** Start **

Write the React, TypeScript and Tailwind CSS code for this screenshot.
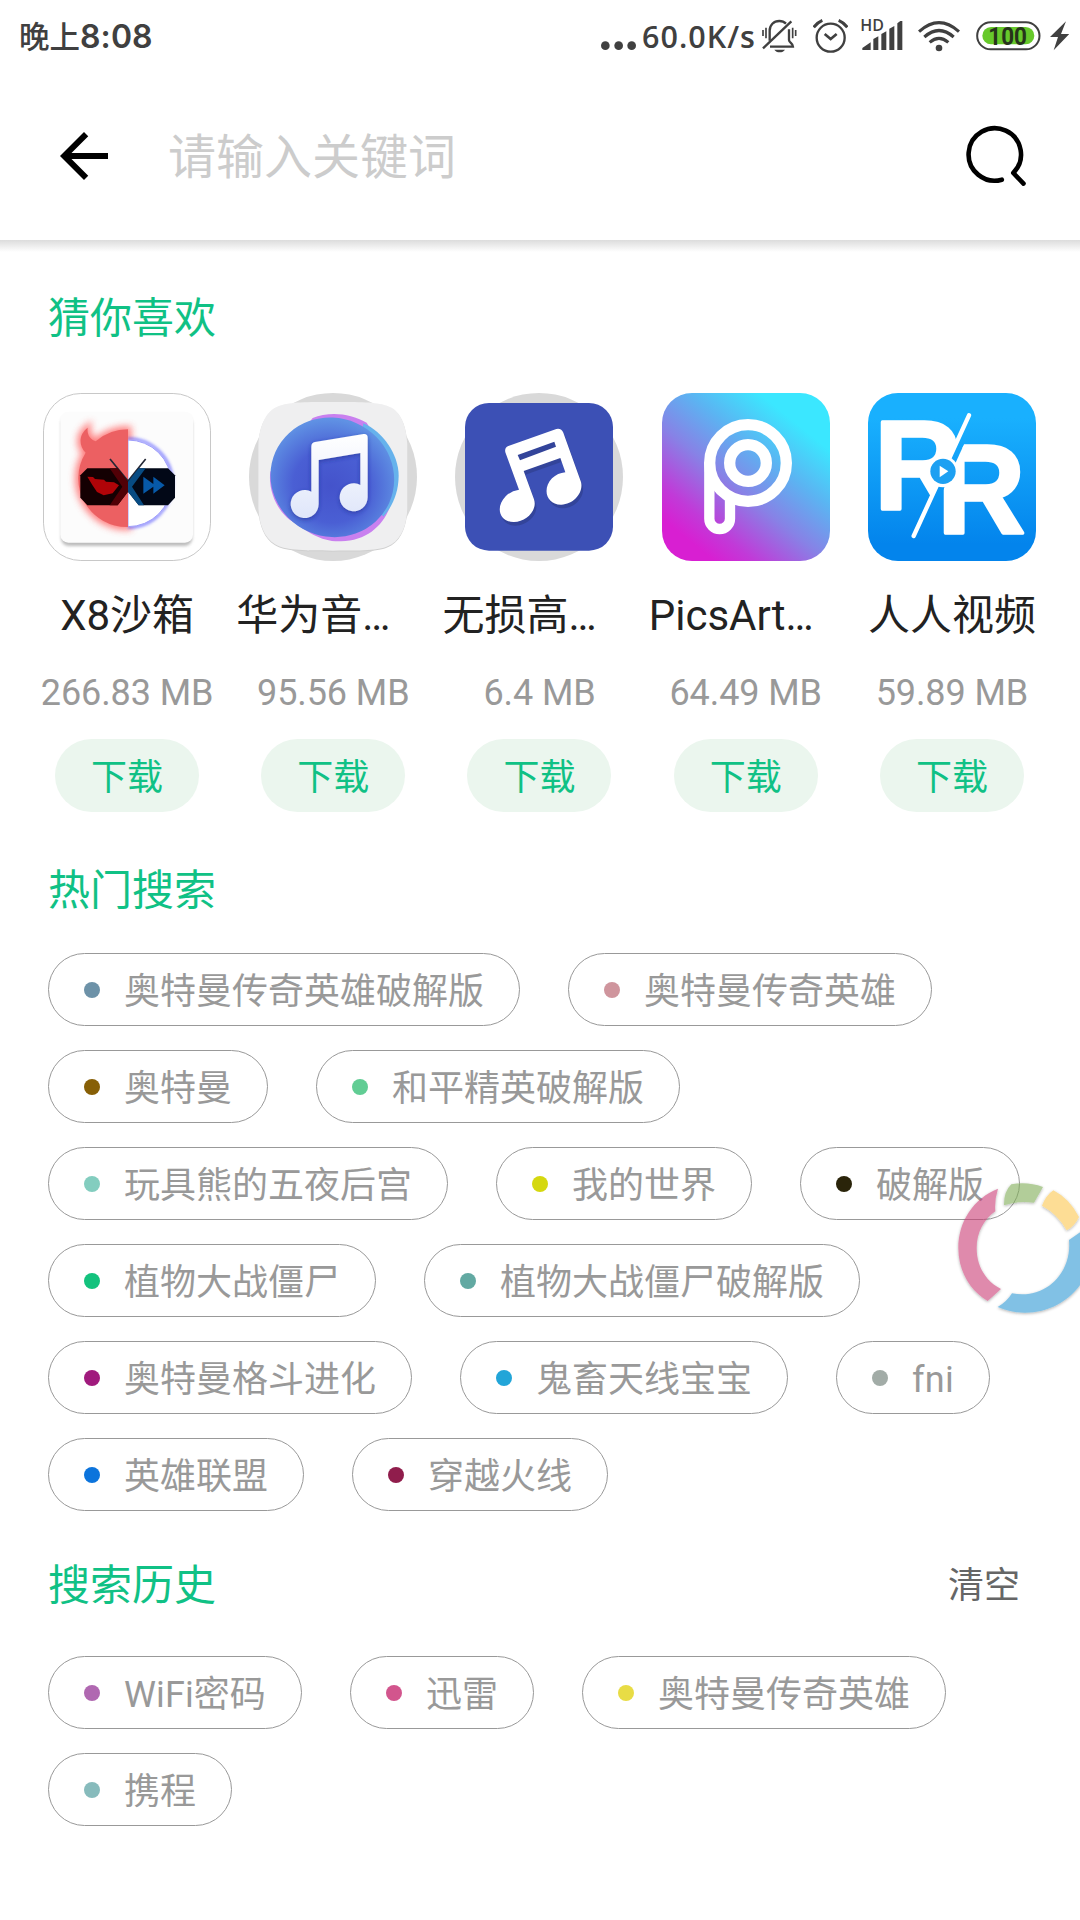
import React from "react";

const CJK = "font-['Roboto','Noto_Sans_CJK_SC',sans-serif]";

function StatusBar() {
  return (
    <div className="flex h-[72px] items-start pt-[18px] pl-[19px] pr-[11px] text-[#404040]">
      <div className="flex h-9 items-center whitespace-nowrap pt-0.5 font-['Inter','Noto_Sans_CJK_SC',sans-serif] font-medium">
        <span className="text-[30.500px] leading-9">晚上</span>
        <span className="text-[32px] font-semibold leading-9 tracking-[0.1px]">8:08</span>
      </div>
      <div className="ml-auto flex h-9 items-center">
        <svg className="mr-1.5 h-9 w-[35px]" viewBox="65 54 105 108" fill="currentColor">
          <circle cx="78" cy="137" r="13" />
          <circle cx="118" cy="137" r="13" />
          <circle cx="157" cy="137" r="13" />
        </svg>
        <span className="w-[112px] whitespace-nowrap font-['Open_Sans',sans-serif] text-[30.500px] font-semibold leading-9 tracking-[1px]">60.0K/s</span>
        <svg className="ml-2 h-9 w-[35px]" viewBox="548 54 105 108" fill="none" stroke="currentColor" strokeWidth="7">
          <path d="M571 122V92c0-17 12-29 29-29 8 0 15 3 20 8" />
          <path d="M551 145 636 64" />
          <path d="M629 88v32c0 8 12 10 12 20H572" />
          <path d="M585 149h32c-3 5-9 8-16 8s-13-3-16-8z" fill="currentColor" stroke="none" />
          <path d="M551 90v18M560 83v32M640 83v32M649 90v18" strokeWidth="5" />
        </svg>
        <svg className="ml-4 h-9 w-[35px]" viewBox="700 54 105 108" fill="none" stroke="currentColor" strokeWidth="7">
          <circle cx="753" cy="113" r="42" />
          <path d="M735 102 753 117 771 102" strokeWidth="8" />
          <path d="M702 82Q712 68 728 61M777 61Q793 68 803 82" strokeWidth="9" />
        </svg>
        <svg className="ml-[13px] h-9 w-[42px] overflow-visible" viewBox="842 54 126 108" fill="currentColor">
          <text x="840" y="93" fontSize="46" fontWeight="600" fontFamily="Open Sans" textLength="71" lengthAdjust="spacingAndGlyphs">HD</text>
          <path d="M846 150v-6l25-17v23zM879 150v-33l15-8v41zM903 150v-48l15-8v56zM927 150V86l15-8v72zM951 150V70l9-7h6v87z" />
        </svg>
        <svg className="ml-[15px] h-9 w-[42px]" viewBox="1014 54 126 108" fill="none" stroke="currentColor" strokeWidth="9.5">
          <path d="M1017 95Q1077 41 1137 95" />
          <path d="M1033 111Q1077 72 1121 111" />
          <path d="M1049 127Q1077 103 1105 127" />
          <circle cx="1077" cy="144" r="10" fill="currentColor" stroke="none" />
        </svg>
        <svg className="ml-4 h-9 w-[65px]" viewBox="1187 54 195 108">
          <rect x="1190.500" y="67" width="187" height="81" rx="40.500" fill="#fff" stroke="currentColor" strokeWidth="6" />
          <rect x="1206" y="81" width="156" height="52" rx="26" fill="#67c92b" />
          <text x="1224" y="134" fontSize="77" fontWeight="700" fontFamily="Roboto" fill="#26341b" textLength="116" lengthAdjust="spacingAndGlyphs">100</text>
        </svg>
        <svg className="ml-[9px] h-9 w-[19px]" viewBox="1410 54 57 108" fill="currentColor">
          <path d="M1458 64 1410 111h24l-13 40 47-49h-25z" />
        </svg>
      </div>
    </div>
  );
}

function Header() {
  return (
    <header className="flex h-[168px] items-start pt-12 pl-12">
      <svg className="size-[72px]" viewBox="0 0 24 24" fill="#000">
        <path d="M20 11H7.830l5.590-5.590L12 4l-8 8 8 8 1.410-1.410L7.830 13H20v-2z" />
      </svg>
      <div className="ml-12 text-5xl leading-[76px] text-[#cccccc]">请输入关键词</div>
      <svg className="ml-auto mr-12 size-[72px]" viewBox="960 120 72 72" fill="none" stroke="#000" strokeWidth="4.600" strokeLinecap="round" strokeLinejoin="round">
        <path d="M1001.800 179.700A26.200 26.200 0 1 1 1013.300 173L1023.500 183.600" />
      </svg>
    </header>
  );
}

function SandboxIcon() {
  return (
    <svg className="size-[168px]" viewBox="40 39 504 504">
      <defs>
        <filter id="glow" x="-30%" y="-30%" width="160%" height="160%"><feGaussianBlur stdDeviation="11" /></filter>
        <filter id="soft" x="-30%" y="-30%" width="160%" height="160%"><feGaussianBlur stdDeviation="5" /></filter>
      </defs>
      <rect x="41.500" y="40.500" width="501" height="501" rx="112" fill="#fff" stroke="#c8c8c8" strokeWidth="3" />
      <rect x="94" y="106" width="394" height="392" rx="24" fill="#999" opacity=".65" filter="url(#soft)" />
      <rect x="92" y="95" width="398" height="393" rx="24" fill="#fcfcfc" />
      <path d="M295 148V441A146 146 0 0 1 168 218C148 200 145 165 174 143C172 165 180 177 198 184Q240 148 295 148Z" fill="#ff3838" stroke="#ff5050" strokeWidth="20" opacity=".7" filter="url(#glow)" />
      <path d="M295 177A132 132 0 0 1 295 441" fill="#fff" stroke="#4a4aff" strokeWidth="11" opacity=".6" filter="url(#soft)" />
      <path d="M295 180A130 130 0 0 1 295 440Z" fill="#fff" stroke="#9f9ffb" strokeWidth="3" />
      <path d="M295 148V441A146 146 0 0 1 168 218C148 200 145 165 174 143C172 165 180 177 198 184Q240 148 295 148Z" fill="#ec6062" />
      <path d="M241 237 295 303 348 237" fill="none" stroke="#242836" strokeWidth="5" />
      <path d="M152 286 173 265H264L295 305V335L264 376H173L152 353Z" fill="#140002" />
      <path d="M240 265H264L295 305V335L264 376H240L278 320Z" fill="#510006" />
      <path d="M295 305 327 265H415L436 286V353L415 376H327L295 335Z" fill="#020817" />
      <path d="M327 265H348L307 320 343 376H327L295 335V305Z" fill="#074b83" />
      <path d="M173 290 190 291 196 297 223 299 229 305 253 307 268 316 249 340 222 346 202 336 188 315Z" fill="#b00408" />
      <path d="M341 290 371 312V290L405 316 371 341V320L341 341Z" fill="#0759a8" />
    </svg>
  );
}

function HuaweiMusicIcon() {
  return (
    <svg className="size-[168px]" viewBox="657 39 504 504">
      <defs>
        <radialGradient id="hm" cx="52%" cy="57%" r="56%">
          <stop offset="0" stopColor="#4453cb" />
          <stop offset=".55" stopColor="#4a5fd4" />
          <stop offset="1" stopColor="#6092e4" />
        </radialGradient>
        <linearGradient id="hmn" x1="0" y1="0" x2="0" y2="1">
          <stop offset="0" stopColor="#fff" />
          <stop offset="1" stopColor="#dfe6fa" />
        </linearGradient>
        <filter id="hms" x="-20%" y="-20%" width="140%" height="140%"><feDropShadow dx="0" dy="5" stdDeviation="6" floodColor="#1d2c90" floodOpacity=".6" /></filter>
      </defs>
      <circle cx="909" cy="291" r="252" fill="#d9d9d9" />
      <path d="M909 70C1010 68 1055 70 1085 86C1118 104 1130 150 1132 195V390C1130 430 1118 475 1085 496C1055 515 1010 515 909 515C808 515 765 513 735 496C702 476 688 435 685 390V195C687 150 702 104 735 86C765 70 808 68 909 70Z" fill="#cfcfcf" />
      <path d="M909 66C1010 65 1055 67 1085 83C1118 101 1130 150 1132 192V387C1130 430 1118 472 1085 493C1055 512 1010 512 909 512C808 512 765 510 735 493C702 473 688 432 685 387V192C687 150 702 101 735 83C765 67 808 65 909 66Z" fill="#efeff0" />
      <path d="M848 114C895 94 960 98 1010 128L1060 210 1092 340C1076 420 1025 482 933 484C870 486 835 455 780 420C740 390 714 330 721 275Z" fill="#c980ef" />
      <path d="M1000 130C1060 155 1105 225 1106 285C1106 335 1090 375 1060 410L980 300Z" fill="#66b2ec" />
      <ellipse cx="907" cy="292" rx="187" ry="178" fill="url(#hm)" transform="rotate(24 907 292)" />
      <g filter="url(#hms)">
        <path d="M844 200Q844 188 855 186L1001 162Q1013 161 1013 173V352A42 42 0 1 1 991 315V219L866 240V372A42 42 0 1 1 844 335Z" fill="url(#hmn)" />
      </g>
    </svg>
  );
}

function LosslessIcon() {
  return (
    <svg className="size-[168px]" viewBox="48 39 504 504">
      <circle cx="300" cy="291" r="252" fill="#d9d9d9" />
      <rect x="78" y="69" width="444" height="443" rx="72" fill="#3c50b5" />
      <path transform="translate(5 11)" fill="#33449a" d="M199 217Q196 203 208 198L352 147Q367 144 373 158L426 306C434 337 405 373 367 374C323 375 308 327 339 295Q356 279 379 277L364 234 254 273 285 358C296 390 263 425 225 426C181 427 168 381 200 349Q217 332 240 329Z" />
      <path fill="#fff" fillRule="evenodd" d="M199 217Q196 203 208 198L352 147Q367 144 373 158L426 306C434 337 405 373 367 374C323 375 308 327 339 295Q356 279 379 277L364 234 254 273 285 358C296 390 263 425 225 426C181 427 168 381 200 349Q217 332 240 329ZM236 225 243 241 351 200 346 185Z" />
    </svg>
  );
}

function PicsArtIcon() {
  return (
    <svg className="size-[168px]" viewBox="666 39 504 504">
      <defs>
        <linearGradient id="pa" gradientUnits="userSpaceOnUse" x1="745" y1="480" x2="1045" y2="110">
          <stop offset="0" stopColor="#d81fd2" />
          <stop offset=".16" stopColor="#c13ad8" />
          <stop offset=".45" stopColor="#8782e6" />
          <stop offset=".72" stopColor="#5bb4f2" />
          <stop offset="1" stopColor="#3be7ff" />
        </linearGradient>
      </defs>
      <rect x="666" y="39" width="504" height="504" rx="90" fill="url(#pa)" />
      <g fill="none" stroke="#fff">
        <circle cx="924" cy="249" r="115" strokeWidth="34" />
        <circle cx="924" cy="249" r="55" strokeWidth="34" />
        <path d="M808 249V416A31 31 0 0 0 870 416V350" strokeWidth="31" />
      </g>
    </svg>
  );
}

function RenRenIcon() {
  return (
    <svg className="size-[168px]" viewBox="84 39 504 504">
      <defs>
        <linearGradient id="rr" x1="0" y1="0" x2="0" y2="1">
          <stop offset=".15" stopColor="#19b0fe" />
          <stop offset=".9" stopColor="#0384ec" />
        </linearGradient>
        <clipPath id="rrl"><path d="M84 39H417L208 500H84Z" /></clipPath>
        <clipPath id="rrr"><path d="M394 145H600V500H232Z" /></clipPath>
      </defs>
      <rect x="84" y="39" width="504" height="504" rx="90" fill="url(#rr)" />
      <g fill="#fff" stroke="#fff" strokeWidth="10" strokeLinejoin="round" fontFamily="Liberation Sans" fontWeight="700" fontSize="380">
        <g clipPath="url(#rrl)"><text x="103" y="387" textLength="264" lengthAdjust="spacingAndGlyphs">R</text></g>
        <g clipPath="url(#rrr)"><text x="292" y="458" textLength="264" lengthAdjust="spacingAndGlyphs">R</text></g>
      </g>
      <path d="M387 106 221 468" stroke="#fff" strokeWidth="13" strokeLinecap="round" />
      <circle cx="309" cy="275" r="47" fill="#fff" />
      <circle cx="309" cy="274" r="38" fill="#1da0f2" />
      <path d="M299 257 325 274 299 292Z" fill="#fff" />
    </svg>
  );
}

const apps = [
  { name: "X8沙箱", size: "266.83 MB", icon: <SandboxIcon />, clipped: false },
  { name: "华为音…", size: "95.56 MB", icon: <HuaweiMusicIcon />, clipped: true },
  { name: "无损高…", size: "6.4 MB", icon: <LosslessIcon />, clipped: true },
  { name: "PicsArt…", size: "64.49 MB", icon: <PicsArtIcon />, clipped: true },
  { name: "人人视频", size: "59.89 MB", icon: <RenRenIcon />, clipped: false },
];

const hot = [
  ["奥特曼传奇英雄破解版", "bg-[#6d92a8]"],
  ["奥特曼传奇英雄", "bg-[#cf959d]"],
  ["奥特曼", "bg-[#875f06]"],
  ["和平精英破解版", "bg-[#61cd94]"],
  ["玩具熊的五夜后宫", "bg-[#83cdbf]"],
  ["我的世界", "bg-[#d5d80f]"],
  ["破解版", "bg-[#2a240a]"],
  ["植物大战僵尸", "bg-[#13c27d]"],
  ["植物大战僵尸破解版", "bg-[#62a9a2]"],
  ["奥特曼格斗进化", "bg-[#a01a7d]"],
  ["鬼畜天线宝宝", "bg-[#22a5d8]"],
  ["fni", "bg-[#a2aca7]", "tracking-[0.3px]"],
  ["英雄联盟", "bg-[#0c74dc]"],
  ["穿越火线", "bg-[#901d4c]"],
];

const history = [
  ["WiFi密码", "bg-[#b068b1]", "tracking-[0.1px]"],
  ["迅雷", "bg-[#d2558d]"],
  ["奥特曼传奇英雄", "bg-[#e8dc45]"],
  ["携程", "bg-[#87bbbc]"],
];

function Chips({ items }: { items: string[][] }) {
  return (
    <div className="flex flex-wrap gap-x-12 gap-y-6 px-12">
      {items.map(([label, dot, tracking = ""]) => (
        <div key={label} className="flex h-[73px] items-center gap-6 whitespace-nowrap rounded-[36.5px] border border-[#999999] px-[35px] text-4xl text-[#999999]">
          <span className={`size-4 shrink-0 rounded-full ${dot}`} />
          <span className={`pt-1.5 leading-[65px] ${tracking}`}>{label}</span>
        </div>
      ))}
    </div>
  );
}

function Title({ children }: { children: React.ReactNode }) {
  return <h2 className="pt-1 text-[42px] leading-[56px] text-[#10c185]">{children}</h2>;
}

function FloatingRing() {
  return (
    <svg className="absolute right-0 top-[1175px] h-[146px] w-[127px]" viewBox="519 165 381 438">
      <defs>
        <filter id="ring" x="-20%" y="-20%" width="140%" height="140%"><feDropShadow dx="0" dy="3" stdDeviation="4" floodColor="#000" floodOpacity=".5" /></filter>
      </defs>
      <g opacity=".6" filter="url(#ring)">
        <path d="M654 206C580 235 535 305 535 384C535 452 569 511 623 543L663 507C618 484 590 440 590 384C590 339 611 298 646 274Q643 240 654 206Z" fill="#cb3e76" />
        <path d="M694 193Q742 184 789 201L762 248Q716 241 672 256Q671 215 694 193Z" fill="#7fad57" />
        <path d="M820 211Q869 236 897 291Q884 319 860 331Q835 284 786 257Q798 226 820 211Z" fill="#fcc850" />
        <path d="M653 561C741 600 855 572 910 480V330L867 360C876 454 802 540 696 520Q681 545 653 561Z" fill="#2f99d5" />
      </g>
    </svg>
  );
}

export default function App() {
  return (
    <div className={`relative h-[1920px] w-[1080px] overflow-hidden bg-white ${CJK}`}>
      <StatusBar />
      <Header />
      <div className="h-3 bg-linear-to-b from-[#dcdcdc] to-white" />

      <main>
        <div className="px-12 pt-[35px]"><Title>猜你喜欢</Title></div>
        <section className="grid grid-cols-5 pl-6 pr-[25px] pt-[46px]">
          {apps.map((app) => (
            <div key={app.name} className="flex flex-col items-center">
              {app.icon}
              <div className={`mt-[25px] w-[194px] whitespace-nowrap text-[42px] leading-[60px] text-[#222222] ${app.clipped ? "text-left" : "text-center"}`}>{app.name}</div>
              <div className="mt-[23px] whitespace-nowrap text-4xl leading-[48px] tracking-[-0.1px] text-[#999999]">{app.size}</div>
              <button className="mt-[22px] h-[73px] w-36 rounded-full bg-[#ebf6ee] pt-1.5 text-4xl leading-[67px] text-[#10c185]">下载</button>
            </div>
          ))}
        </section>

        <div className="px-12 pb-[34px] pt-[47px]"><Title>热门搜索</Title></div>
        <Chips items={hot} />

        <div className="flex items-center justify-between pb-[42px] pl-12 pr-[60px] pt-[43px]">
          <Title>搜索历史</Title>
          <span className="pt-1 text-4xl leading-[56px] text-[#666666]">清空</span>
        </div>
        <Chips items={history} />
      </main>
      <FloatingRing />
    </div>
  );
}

** End **

• _Set exercise_
Among the lines of the data above, count those holding "React" and state only the number.

• _The output_
3